Pour exercer ce droit, vous devez tout d’abord accéder au formulaire en ligne mis à disposition par le moteur de recherche ou, s’il n’existe pas de formulaire, se reporter aux mentions légales de son site web pour obtenir l’adresse à laquelle adresser sa demande. Puis communiquer au moteur de recherche le contenu apparaissant dans la liste des résultats accompagné de la copie de votre titre d’identité.

Cependant, le moteur de recherche n’a pas l’obligation de systématiquement procéder au déréférencement demandé : il apprécie au cas par cas si la demande lui paraît légitime. Si vous ne recevez pas de réponse ou si celle-ci est négative, vous pouvez alors adresser une plainte à la CNIL (Commission nationale informatique et libertés).

Et attention, le droit au déréférencement ne signifie pas l’effacement complet de l’information sur le site Internet source puisque le contenu original reste consultable en allant directement sur le site à l’origine de la diffusion, c’est l’association avec vos noms et prénoms qui est effacée.

La mise en œuvre de ce droit est donc complexe et c’est la raison pour laquelle il existe de nombreux litiges entre les internautes, les moteurs de recherche et la CNIL qui sont portés devant les tribunaux. Se pose le plus souvent la question de la balance entre le droit à l’information du public et le droit à l’oubli.

Par exemple, si une personne sollicite le déréférencement auprès du moteur de recherche d’un lien vers un vieil article de presse faisant état d’une condamnation pénale dont elle avait fait l’objet, compte tenu notamment de l’ancienneté de la condamnation, la demande de déréférencement peut être jugée fondée, et il sera enjoint à Google de déréférencer ou supprimer le lien dont il était question (ordonnance référé TGI Paris 19 décembre 2014).

Mais l’inverse arrive également, lorsque Google estime que l’existence d’un intérêt prépondérant du public à avoir accès aux informations relevant de la sphère publique prime sur le droit à l’oubli. Par exemple si une décision judiciaire a fait l’objet d’une large couverture médiatique et portait sur des faits de harcèlement constitutifs d’un sujet d’intérêt général.

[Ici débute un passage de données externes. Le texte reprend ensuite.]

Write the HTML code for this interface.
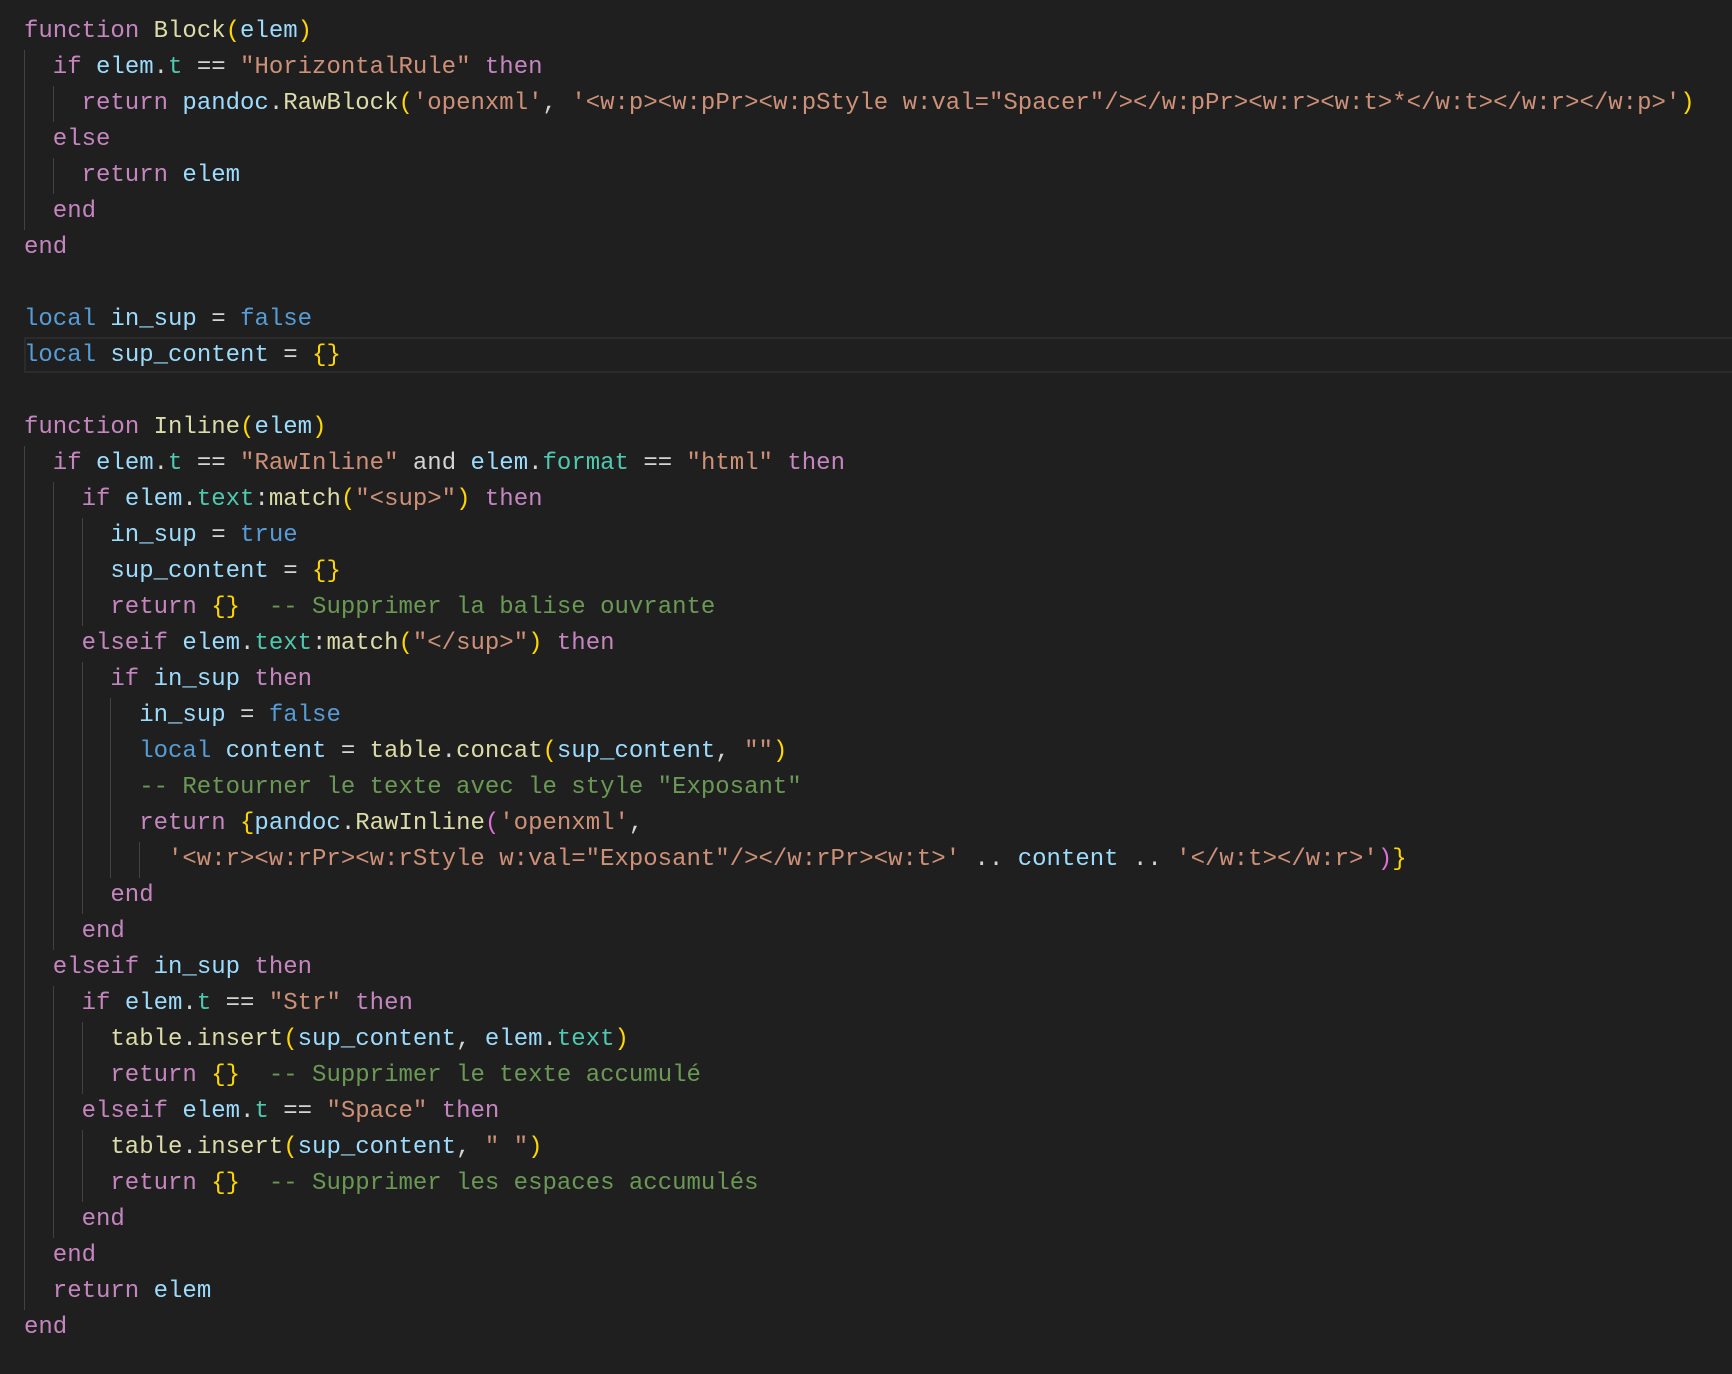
<!DOCTYPE html>
<html><head><meta charset="utf-8"><style>
html,body{margin:0;padding:0;background:#1f1f1f;width:1732px;height:1374px;overflow:hidden}
#code{position:absolute;left:24px;top:14px;font-family:"Liberation Mono","DejaVu Sans Mono",monospace;font-size:24px;color:#d4d4d4}
.l{height:36px;line-height:36px;white-space:pre}
.hl{position:absolute;left:24px;top:337px;width:1720px;height:32px;border:2px solid #2b2b2b;border-right:none;background:#1f1f1f}
i{display:inline-block;width:2ch;height:36px;vertical-align:top;box-shadow:inset 1px 0 #424242}
.k{color:#c586c0}.b{color:#569cd6}.v{color:#9cdcfe}.f{color:#dcdcaa}.p{color:#4ec9b0}.s{color:#ce9178}.c{color:#6a9955}.y{color:#ffd700}.m{color:#da70d6}
</style></head><body>
<div class="hl"></div>
<div id="code"><div class="l"><span class="k">function</span> <span class="f">Block</span><span class="y">(</span><span class="v">elem</span><span class="y">)</span></div><div class="l"><i></i><span class="k">if</span> <span class="v">elem</span>.<span class="p">t</span> == <span class="s">"HorizontalRule"</span> <span class="k">then</span></div><div class="l"><i></i><i></i><span class="k">return</span> <span class="v">pandoc</span>.<span class="f">RawBlock</span><span class="y">(</span><span class="s">'openxml'</span>, <span class="s">'&lt;w:p&gt;&lt;w:pPr&gt;&lt;w:pStyle w:val="Spacer"/&gt;&lt;/w:pPr&gt;&lt;w:r&gt;&lt;w:t&gt;*&lt;/w:t&gt;&lt;/w:r&gt;&lt;/w:p&gt;'</span><span class="y">)</span></div><div class="l"><i></i><span class="k">else</span></div><div class="l"><i></i><i></i><span class="k">return</span> <span class="v">elem</span></div><div class="l"><i></i><span class="k">end</span></div><div class="l"><span class="k">end</span></div><div class="l"> </div><div class="l"><span class="b">local</span> <span class="v">in_sup</span> = <span class="b">false</span></div><div class="l"><span class="b">local</span> <span class="v">sup_content</span> = <span class="y">{}</span></div><div class="l"> </div><div class="l"><span class="k">function</span> <span class="f">Inline</span><span class="y">(</span><span class="v">elem</span><span class="y">)</span></div><div class="l"><i></i><span class="k">if</span> <span class="v">elem</span>.<span class="p">t</span> == <span class="s">"RawInline"</span> and <span class="v">elem</span>.<span class="p">format</span> == <span class="s">"html"</span> <span class="k">then</span></div><div class="l"><i></i><i></i><span class="k">if</span> <span class="v">elem</span>.<span class="p">text</span>:<span class="f">match</span><span class="y">(</span><span class="s">"&lt;sup&gt;"</span><span class="y">)</span> <span class="k">then</span></div><div class="l"><i></i><i></i><i></i><span class="v">in_sup</span> = <span class="b">true</span></div><div class="l"><i></i><i></i><i></i><span class="v">sup_content</span> = <span class="y">{}</span></div><div class="l"><i></i><i></i><i></i><span class="k">return</span> <span class="y">{}</span>  <span class="c">-- Supprimer la balise ouvrante</span></div><div class="l"><i></i><i></i><span class="k">elseif</span> <span class="v">elem</span>.<span class="p">text</span>:<span class="f">match</span><span class="y">(</span><span class="s">"&lt;/sup&gt;"</span><span class="y">)</span> <span class="k">then</span></div><div class="l"><i></i><i></i><i></i><span class="k">if</span> <span class="v">in_sup</span> <span class="k">then</span></div><div class="l"><i></i><i></i><i></i><i></i><span class="v">in_sup</span> = <span class="b">false</span></div><div class="l"><i></i><i></i><i></i><i></i><span class="b">local</span> <span class="v">content</span> = <span class="f">table</span>.<span class="f">concat</span><span class="y">(</span><span class="v">sup_content</span>, <span class="s">""</span><span class="y">)</span></div><div class="l"><i></i><i></i><i></i><i></i><span class="c">-- Retourner le texte avec le style "Exposant"</span></div><div class="l"><i></i><i></i><i></i><i></i><span class="k">return</span> <span class="y">{</span><span class="v">pandoc</span>.<span class="f">RawInline</span><span class="m">(</span><span class="s">'openxml'</span>,</div><div class="l"><i></i><i></i><i></i><i></i><i></i><span class="s">'&lt;w:r&gt;&lt;w:rPr&gt;&lt;w:rStyle w:val="Exposant"/&gt;&lt;/w:rPr&gt;&lt;w:t&gt;'</span> .. <span class="v">content</span> .. <span class="s">'&lt;/w:t&gt;&lt;/w:r&gt;'</span><span class="m">)</span><span class="y">}</span></div><div class="l"><i></i><i></i><i></i><span class="k">end</span></div><div class="l"><i></i><i></i><span class="k">end</span></div><div class="l"><i></i><span class="k">elseif</span> <span class="v">in_sup</span> <span class="k">then</span></div><div class="l"><i></i><i></i><span class="k">if</span> <span class="v">elem</span>.<span class="p">t</span> == <span class="s">"Str"</span> <span class="k">then</span></div><div class="l"><i></i><i></i><i></i><span class="f">table</span>.<span class="f">insert</span><span class="y">(</span><span class="v">sup_content</span>, <span class="v">elem</span>.<span class="p">text</span><span class="y">)</span></div><div class="l"><i></i><i></i><i></i><span class="k">return</span> <span class="y">{}</span>  <span class="c">-- Supprimer le texte accumulé</span></div><div class="l"><i></i><i></i><span class="k">elseif</span> <span class="v">elem</span>.<span class="p">t</span> == <span class="s">"Space"</span> <span class="k">then</span></div><div class="l"><i></i><i></i><i></i><span class="f">table</span>.<span class="f">insert</span><span class="y">(</span><span class="v">sup_content</span>, <span class="s">" "</span><span class="y">)</span></div><div class="l"><i></i><i></i><i></i><span class="k">return</span> <span class="y">{}</span>  <span class="c">-- Supprimer les espaces accumulés</span></div><div class="l"><i></i><i></i><span class="k">end</span></div><div class="l"><i></i><span class="k">end</span></div><div class="l"><i></i><span class="k">return</span> <span class="v">elem</span></div><div class="l"><span class="k">end</span></div></div>
</body></html>
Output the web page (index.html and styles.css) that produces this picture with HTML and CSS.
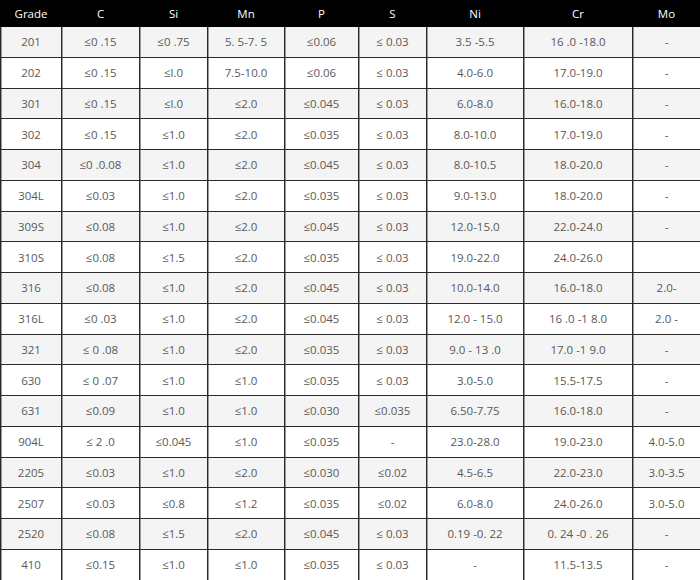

C’est donc pourquoi le Conseil d’Etat, dans son arrêt du 24 février 2017, a préféré demander à la Cour européenne de préciser sa position  pour le droit à l’oubli d’informations révélant une orientation sexuelle, des opinions politiques, religieuses ou philosophiques, ou contenant des informations relatives à des infractions, condamnations pénales ou mesures de sûreté.

Plusieurs affaires dont était saisi le Conseil d’État conduisaient en effet à s’interroger sur les obligations de déréférencement pesant sur les moteurs de recherche lorsque ces informations sont contenues dans des articles de presse, ce qui constitue un éternel sujet de contentieux.

La balle est donc désormais dans le camp de la CJUE qui devra préciser à cet égard sa jurisprudence "Google Spain", afin que les juridictions nationales, dont la France, puissent enfin rendre des arbitrages cohérents pour l’application du droit au déréférencement et à l’oubli sur Internet.